The companies said: “The combination of Metso Minerals and Outotec will create a leading company in process technology, equipment and services serving the minerals, metals and aggregates industries. Metso Outotec will also have expertise in specialist areas, such as recycling and energy solutions.”
Metso Outotec will have a presence across the full minerals processing and metals refining value chain, with a “differentiated ability to deliver end-to-end solutions across the whole process from crushing to end products”, they said. The combined company will own a broad portfolio of leading technologies in, for example, comminution, beneficiation and metals refining, as well as a market leading aggregates business and global strength in services.
On a combined basis, Metso Minerals and Outotec had 15,630 employees globally, as of March 31, 2019, with close to 100 nationalities represented.

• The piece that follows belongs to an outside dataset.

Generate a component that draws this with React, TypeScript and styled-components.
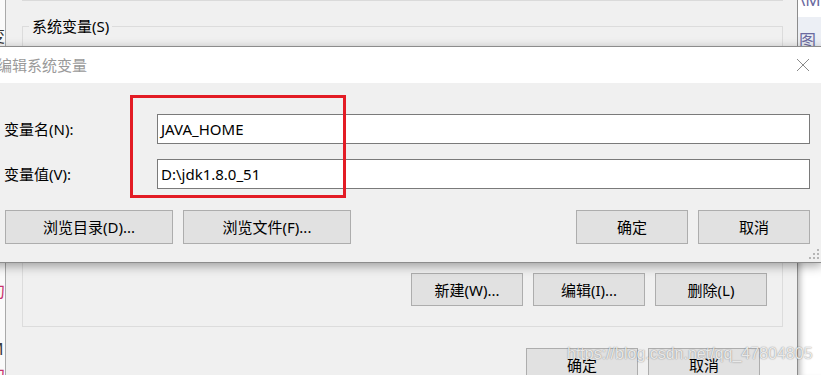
import styled, { createGlobalStyle } from 'styled-components';

const GlobalStyle = createGlobalStyle`
  body {
    margin: 0;
    font-family: "Noto Sans", "Noto Sans CJK SC", sans-serif;
    background: #ffffff;
  }
`;

const Page = styled.div`
  position: relative;
  width: 821px;
  height: 375px;
  overflow: hidden;
  display: flex;
  background: #ffffff;
`;

// 左侧露出的页面
const LeftStrip = styled.div`
  width: 5px;
  flex: none;
  background: #fafafa;
  overflow: hidden;
  display: flex;
  flex-direction: column;
`;

const StripGlyph = styled.span<{ $top: number; $color: string }>`
  display: block;
  margin-top: ${(p) => p.$top}px;
  margin-left: -11px;
  font-size: 16px;
  line-height: 18px;
  color: ${(p) => p.$color};
  white-space: nowrap;
`;

// 后面的“环境变量”窗口
const BackWindow = styled.div`
  width: 793px;
  flex: none;
  box-sizing: border-box;
  background: #f0f0f0;
  border-left: 1px solid #a9a9a9;
  border-right: 1px solid #8c8c8c;
  display: flex;
  flex-direction: column;
`;

const TopFragment = styled.div`
  height: 3px;
  margin: 0 14px 0 16px;
  border: 1px solid #dadada;
  border-top: none;
`;

const GroupBox = styled.fieldset`
  margin: 15px 14px 0 16px;
  padding: 0 15px 20px 0;
  border: 1px solid #dcdcdc;
  min-width: 0;
`;

const Legend = styled.legend`
  margin-left: 6px;
  padding: 0 3px;
  font-size: 15px;
  line-height: 20px;
  color: #000;
`;

const ButtonRow = styled.div<{ $top: number; $right?: number }>`
  display: flex;
  justify-content: flex-end;
  gap: 10px;
  margin-top: ${(p) => p.$top}px;
  padding-right: ${(p) => p.$right ?? 0}px;
`;

const WinButton = styled.button<{ $w?: number; $h?: number }>`
  width: ${(p) => p.$w ?? 112}px;
  height: ${(p) => p.$h ?? 33}px;
  flex: none;
  box-sizing: border-box;
  padding: 0;
  background: #e1e1e1;
  border: 1px solid #adadad;
  border-radius: 0;
  font-family: "Noto Sans", "Noto Sans CJK SC", sans-serif;
  font-size: 15px;
  line-height: 20px;
  color: #000;
`;

// 右侧露出的页面
const RightStrip = styled.div`
  flex: 1;
  background: #ffffff;
  box-shadow: inset 7px 0 6px -5px rgba(0, 0, 0, 0.3);
  display: flex;
  flex-direction: column;
  overflow: hidden;
`;

const RightTop = styled.div`
  height: 46px;
  background: linear-gradient(#ffffff 0, #ffffff 17px, #eceff5 17px);
  overflow: hidden;
  display: flex;
  flex-direction: column;
  padding-left: 1px;
`;

const RightText = styled.span<{ $top: number }>`
  display: block;
  margin-top: ${(p) => p.$top}px;
  font-size: 17px;
  line-height: 18px;
  color: #6b6aa0;
  white-space: nowrap;
`;

// 编辑系统变量 对话框
const Dialog = styled.div`
  position: absolute;
  top: 46px;
  left: -11px;
  width: 833px;
  box-sizing: border-box;
  background: #f0f0f0;
  border: 1px solid #8c8c8c;
  box-shadow: 0 3px 10px rgba(0, 0, 0, 0.35);
`;

const TitleBar = styled.div`
  height: 36px;
  background: #ffffff;
  display: flex;
  align-items: center;
  justify-content: space-between;
  padding: 0 11px 0 7px;
`;

const Title = styled.span`
  font-size: 15px;
  line-height: 20px;
  color: #9a9a9a;
`;

const CloseIcon = styled.svg`
  width: 14px;
  height: 14px;
  display: block;
`;

const DialogBody = styled.div`
  padding: 31px 11px 18px 15px;
`;

const FieldGrid = styled.div`
  display: grid;
  grid-template-columns: 152px 1fr;
  row-gap: 15px;
  align-items: center;
`;

const Label = styled.label`
  font-size: 15px;
  line-height: 20px;
  color: #000;
  margin-left: -1px;
`;

const TextBox = styled.div`
  height: 30px;
  box-sizing: border-box;
  background: #ffffff;
  border: 1px solid #7a7a7a;
  padding: 0 3px;
  display: flex;
  align-items: center;
  font-size: 15px;
  color: #000;
`;

const DialogButtons = styled.div`
  display: flex;
  justify-content: space-between;
  margin-top: 21px;
`;

const ButtonGroup = styled.div`
  display: flex;
  gap: 10px;
`;

const Highlight = styled.div`
  position: absolute;
  left: 140px;
  top: 48px;
  width: 216px;
  height: 103px;
  box-sizing: border-box;
  border: 3px solid #e31c25;
  pointer-events: none;
`;

const Grip = styled.svg`
  position: absolute;
  right: 1px;
  bottom: 2px;
  width: 11px;
  height: 11px;
`;

const Watermark = styled.div`
  position: absolute;
  left: 567px;
  top: 344px;
  font-family: "Liberation Sans", Arial, sans-serif;
  font-size: 16px;
  line-height: 20px;
  color: rgba(250, 250, 250, 0.85);
  text-shadow: 0 0 1px rgba(0, 0, 0, 0.35), 0 0 2px rgba(0, 0, 0, 0.2);
  white-space: nowrap;
  pointer-events: none;
`;

const App = () => {
  return (
    <>
      <GlobalStyle />
      <Page>
        <LeftStrip>
          <StripGlyph $top={27} $color="#333">变</StripGlyph>
          <StripGlyph $top={237} $color="#c8326e">句</StripGlyph>
          <StripGlyph $top={40} $color="#3a3a3a">M</StripGlyph>
          <StripGlyph $top={8} $color="#c8326e">句</StripGlyph>
        </LeftStrip>

        <BackWindow>
          <TopFragment />
          <GroupBox>
            <Legend>系统变量(S)</Legend>
            <ButtonRow $top={237}>
              <WinButton>新建(W)...</WinButton>
              <WinButton>编辑(I)...</WinButton>
              <WinButton>删除(L)</WinButton>
            </ButtonRow>
          </GroupBox>
          <ButtonRow $top={21} $right={37}>
            <WinButton>确定</WinButton>
            <WinButton>取消</WinButton>
          </ButtonRow>
        </BackWindow>

        <RightStrip>
          <RightTop>
            <RightText $top={-9}>\M</RightText>
            <RightText $top={23}>图</RightText>
          </RightTop>
        </RightStrip>

        <Dialog>
          <TitleBar>
            <Title>编辑系统变量</Title>
            <CloseIcon viewBox="0 0 14 14">
              <path d="M1 1 L13 13 M13 1 L1 13" stroke="#8a8a8a" strokeWidth="1" fill="none" />
            </CloseIcon>
          </TitleBar>
          <DialogBody>
            <FieldGrid>
              <Label>变量名(N):</Label>
              <TextBox>JAVA_HOME</TextBox>
              <Label>变量值(V):</Label>
              <TextBox>D:\jdk1.8.0_51</TextBox>
            </FieldGrid>
            <DialogButtons>
              <ButtonGroup>
                <WinButton $w={168} $h={34}>浏览目录(D)...</WinButton>
                <WinButton $w={168} $h={34}>浏览文件(F)...</WinButton>
              </ButtonGroup>
              <ButtonGroup>
                <WinButton $h={34}>确定</WinButton>
                <WinButton $h={34}>取消</WinButton>
              </ButtonGroup>
            </DialogButtons>
          </DialogBody>
          <Highlight />
          <Grip viewBox="0 0 11 11">
            <g fill="#b5b5b5">
              <rect x="8" y="0" width="2" height="2" />
              <rect x="4" y="4" width="2" height="2" />
              <rect x="8" y="4" width="2" height="2" />
              <rect x="0" y="8" width="2" height="2" />
              <rect x="4" y="8" width="2" height="2" />
              <rect x="8" y="8" width="2" height="2" />
            </g>
          </Grip>
        </Dialog>

        <Watermark>https://blog.csdn.net/qq_47804805</Watermark>
      </Page>
    </>
  );
};

export default App;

Completion of the transaction is subject to approval by a majority of two-thirds of votes cast and shares represented at the respective EGMs of Metso and Outotec, regulatory approvals, including competition clearances, and other conditions.
As a result of the combination of Metso Minerals and Outotec, Metso will be renamed as Neles and will become a globally recognised flow control company with highly attractive market positions.
Neles, which will continue to be listed on Nasdaq Helsinki, is expected to create additional value for Metso’s shareholders as a separate entity through:
- Leading position as a flow control solution provider with market leadership across pulp & paper valves and down stream oil & gas control valves;
- Continued outperformance of market growth with best-in-class profitability and proven resilience through the cycle;
- Diversified sales mix both by region and industry;
- A fully focused, dedicated management to deliver shareholder value and leverage further growth opportunities;
- Solid balance sheet and financial position, and;
- Crystallisation of attractive sector trading multiples.
At year-end 2018, Neles had illustrative combined net cash of €72 million. To support the capital structure of Neles, Metso has entered into a €150 million term loan facility agreement, which may be used for the repayment and replacement of Metso’s credit facilities and other liabilities that benefit the flow control business and are to remain with Neles post completion. Prior to the completion, Metso is also expected to enter into a new revolving credit facility of €200 million to be used for the general corporate purposes of Neles.
Olli Isotalo, who was named the new CEO of the Flow Control division last month, will become Neles’ CEO.